==== PROVIDED INFORMATION ====

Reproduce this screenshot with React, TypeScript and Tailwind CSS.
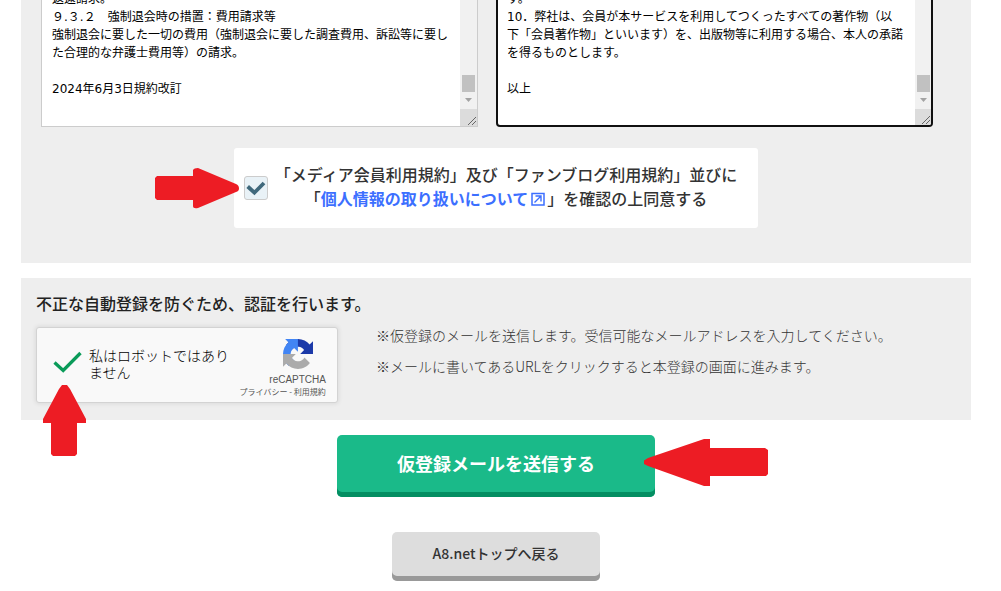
import { useEffect, useRef } from "react";

const MEDIA_TERMS = `返還請求。
９.３.２　強制退会時の措置：費用請求等
強制退会に要した一切の費用（強制退会に要した調査費用、訴訟等に要した合理的な弁護士費用等）の請求。

2024年6月3日規約改訂
`;

const BLOG_TERMS = `す。
10．弊社は、会員が本サービスを利用してつくったすべての著作物（以下「会員著作物」といいます）を、出版物等に利用する場合、本人の承諾を得るものとします。

以上
`;

export default function App() {
  return (
    <main className="overflow-hidden bg-white pr-[30px] pl-[21px] font-['Noto_Sans_CJK_JP',sans-serif] text-[#333]">
      {/* Terms */}
      <section className="bg-[#eee] pr-[38px] pb-[35px] pl-5">
        <div className="grid grid-cols-2 gap-[18px]">
          <TermsBox label="メディア会員利用規約" text={MEDIA_TERMS} />
          <TermsBox label="ファンブログ利用規約" text={BLOG_TERMS} focused />
        </div>

        <div className="mt-[21px] flex justify-center pl-[18px]">
          <div className="relative flex h-20 w-[524px] items-center rounded-[3px] bg-white pl-[10px]">
            <div className="relative size-6 shrink-0">
              <input
                id="agree"
                type="checkbox"
                defaultChecked
                className="block size-6 appearance-none rounded-[3px] border border-[#ccc] bg-[#e9f2f7]"
              />
              <svg viewBox="0 0 24 24" className="pointer-events-none absolute inset-0 size-6" fill="none">
                <path d="M3.7 10.5 10.4 16.7 20 7" stroke="#40697c" strokeWidth="3.8" />
              </svg>
            </div>
            <label htmlFor="agree" className="flex-1 pr-[14px] pb-1 text-center text-base leading-6 font-medium">
              「メディア会員利用規約」及び「ファンブログ利用規約」並びに
              <br />「
              <a href="#privacy" className="font-bold text-[#3c6fff]">
                個人情報の取り扱いについて
                <ExternalIcon />
              </a>
              」を確認の上同意する
            </label>
            <ArrowRight />
          </div>
        </div>
      </section>

      {/* Verification */}
      <section className="mt-[15px] bg-[#eee] px-[15px] pt-[13px] pb-[17px]">
        <h2 className="text-base leading-6 font-medium text-[#222]">不正な自動登録を防ぐため、認証を行います。</h2>
        <div className="mt-3 flex gap-[38px]">
          <Recaptcha />
          <div className="-mt-[7px] text-sm leading-[31px] font-light">
            <p>※仮登録のメールを送信します。受信可能なメールアドレスを入力してください。</p>
            <p>※メールに書いてあるURLをクリックすると本登録の画面に進みます。</p>
          </div>
        </div>
      </section>

      {/* Actions */}
      <div className="mt-[15px] flex flex-col items-center gap-[35px] pb-[10px]">
        <div className="relative">
          <button
            type="submit"
            className="block h-[62px] w-[318px] rounded-[5px] bg-[#1aba89] pb-[7px] text-lg font-bold text-white shadow-[inset_0_-5px_0_#048e62]"
          >
            仮登録メールを送信する
          </button>
          <ArrowLeft />
        </div>
        <a
          href="#top"
          className="flex h-[49px] w-[208px] items-center justify-center rounded-[5px] bg-[#ddd] pb-[7px] text-sm font-medium shadow-[inset_0_-5px_0_#999]"
        >
          A8.netトップへ戻る
        </a>
      </div>
    </main>
  );
}

function TermsBox({ label, text, focused }: { label: string; text: string; focused?: boolean }) {
  const ref = useRef<HTMLTextAreaElement>(null);

  // Open at the end of the terms
  useEffect(() => {
    if (ref.current) ref.current.scrollTop = ref.current.scrollHeight;
  }, []);

  return (
    <div
      className={`flex h-[127px] min-w-0 overflow-hidden bg-white ${
        focused ? "rounded-b-[4px] border-2 border-t-0 border-[#101010]" : "border border-t-0 border-[#ccc]"
      }`}
    >
      <textarea
        ref={ref}
        aria-label={label}
        readOnly
        defaultValue={text}
        className={`block h-full min-w-0 flex-1 resize-none overflow-hidden pt-0 font-['DejaVu_Sans','Noto_Sans_CJK_JP',sans-serif] text-xs leading-[18px] text-black outline-none ${
          focused ? "pr-3 pb-[9px] pl-[9px]" : "pr-[10px] pb-[10px] pl-[10px]"
        }`}
      />
      <div className={`flex shrink-0 flex-col items-center bg-[#f1f1f1] ${focused ? "w-4" : "w-[17px]"}`}>
        <div className="mt-[75px] h-[17px] w-[13px] bg-[#c1c1c1]" />
        <svg viewBox="0 0 13 17" className="h-[17px] w-[13px]">
          <path d="M3 6h7L6.500 10z" fill="#a3a3a3" />
        </svg>
        <div className="flex w-full flex-1 items-end justify-end bg-[#dcdcdc]">
          <svg viewBox="0 0 10 10" className="size-[10px]" stroke="#666" fill="none">
            <path d="M1 9 9 1M5 9 9 5" />
          </svg>
        </div>
      </div>
    </div>
  );
}

function Recaptcha() {
  return (
    <div className="relative flex h-[76px] w-[302px] shrink-0 justify-between rounded-[3px] border border-[#d3d3d3] bg-[#f9f9f9] shadow-[0_0_4px_1px_rgba(0,0,0,0.08)]">
      <div className="flex items-center pb-[2px]">
        <div className="relative ml-[15px] size-8 shrink-0">
          <input id="robot" type="checkbox" defaultChecked className="block size-8 appearance-none" />
          <svg viewBox="0 0 32 32" className="pointer-events-none absolute inset-0 size-8" fill="none">
            <path d="M2.500 14.500 11.200 22.500 28.500 5" stroke="#0a9b59" strokeWidth="3.300" />
          </svg>
        </div>
        <label htmlFor="robot" className="ml-[5px] w-[142px] text-sm leading-[17px] font-light text-black">
          私はロボットではありません
        </label>
      </div>
      <div className="flex flex-col items-center pt-[11px] pr-[11px]">
        <svg viewBox="0 0 64 64" className="ml-[30px] size-[30px]">
          <path
            d="M64 31.955l-.033-1.370V4.687l-7.160 7.160C50.948 4.674 42.033.093 32.050.093c-10.400 0-19.622 4.960-25.458 12.640l11.736 11.860a15.550 15.550 0 0 1 4.754-5.334c2.050-1.600 4.952-2.906 8.968-2.906.485 0 .860.057 1.135.163 4.976.393 9.288 3.140 11.828 7.124l-8.307 8.307L64 31.953"
            fill="#1c3aa9"
          />
          <path
            d="M31.862.094l-1.370.033H4.594l7.160 7.160C4.580 13.147 0 22.060 0 32.046c0 10.400 4.960 19.622 12.640 25.458L24.500 45.768a15.550 15.550 0 0 1-5.334-4.754c-1.600-2.050-2.906-4.952-2.906-8.968 0-.485.057-.860.163-1.135.393-4.976 3.140-9.288 7.124-11.828l8.307 8.307L31.860.095"
            fill="#4285f4"
          />
          <path
            d="M.001 32.045l.033 1.370v25.898l7.160-7.160c5.860 7.173 14.774 11.754 24.760 11.754 10.400 0 19.622-4.960 25.458-12.640l-11.736-11.860a15.550 15.550 0 0 1-4.754 5.334c-2.050 1.600-4.952 2.906-8.968 2.906-.485 0-.860-.057-1.135-.163-4.976-.393-9.288-3.140-11.828-7.124l8.307-8.307c-10.522.040-22.400.066-27.295-.005"
            fill="#ababab"
          />
        </svg>
        <div className="mt-[5px] ml-[30px] font-['Liberation_Sans',sans-serif] text-[10px] leading-3 text-[#555]">
          reCAPTCHA
        </div>
        <div className="text-[8px] leading-3 whitespace-nowrap text-[#555]">
          <a href="#google-privacy">プライバシー</a> - <a href="#google-terms">利用規約</a>
        </div>
      </div>
      <ArrowUp />
    </div>
  );
}

function ExternalIcon() {
  return (
    <svg viewBox="0 0 19 14" className="inline-block h-[14px] w-[19px] align-[-1px]" fill="none" stroke="currentColor">
      <path d="M4 1.500h12v11.500H4z" strokeWidth="1.500" />
      <path d="M6.500 10.500 13 4M7.500 4H13v5.500" strokeWidth="1.400" />
    </svg>
  );
}

function ArrowRight() {
  return (
    <svg viewBox="0 0 84 41" className="absolute top-5 -left-[79px] h-[41px] w-[84px]" fill="#ed1c24">
      <path d="M2 8H38V2Q39 0 43 0L81 16Q84 17 84 20.500Q84 23 81 24L43 40Q38 41 38 38V32H2L0 30V10Z" />
    </svg>
  );
}

function ArrowUp() {
  return (
    <svg viewBox="0 0 43 71" className="absolute top-[57px] left-[6px] h-[71px] w-[43px]" fill="#ed1c24">
      <path d="M19 0H24L27 4 43 34V38H34V69L32 71H10L8 69V38H0V34L16 4Z" />
    </svg>
  );
}

function ArrowLeft() {
  return (
    <svg viewBox="0 0 124 48" className="absolute top-1 -right-[113px] h-[48px] w-[124px]" fill="#ed1c24">
      <path d="M0 21.500 4 19 60 0H66V9H121L124 11V35L122 37H66V47H60L4 27 0 25Z" />
    </svg>
  );
}
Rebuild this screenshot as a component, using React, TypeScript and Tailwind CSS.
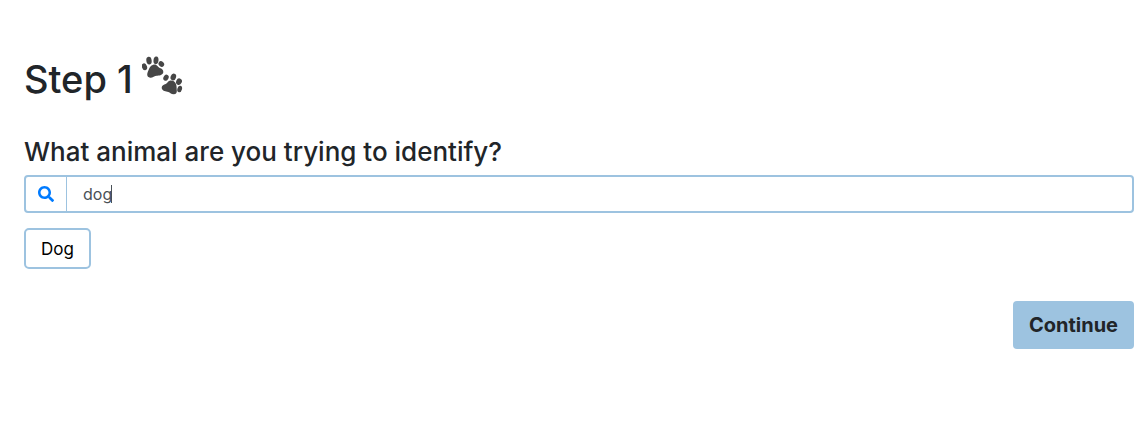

====

- [THE REQUEST] Pull out every line holding "this" from the records above, and copy it.

- [EXERCISE ANSWER]
Reproduce this screenshot with React, TypeScript and Tailwind CSS.
Rebuild this screenshot as a component, using React, TypeScript and Tailwind CSS.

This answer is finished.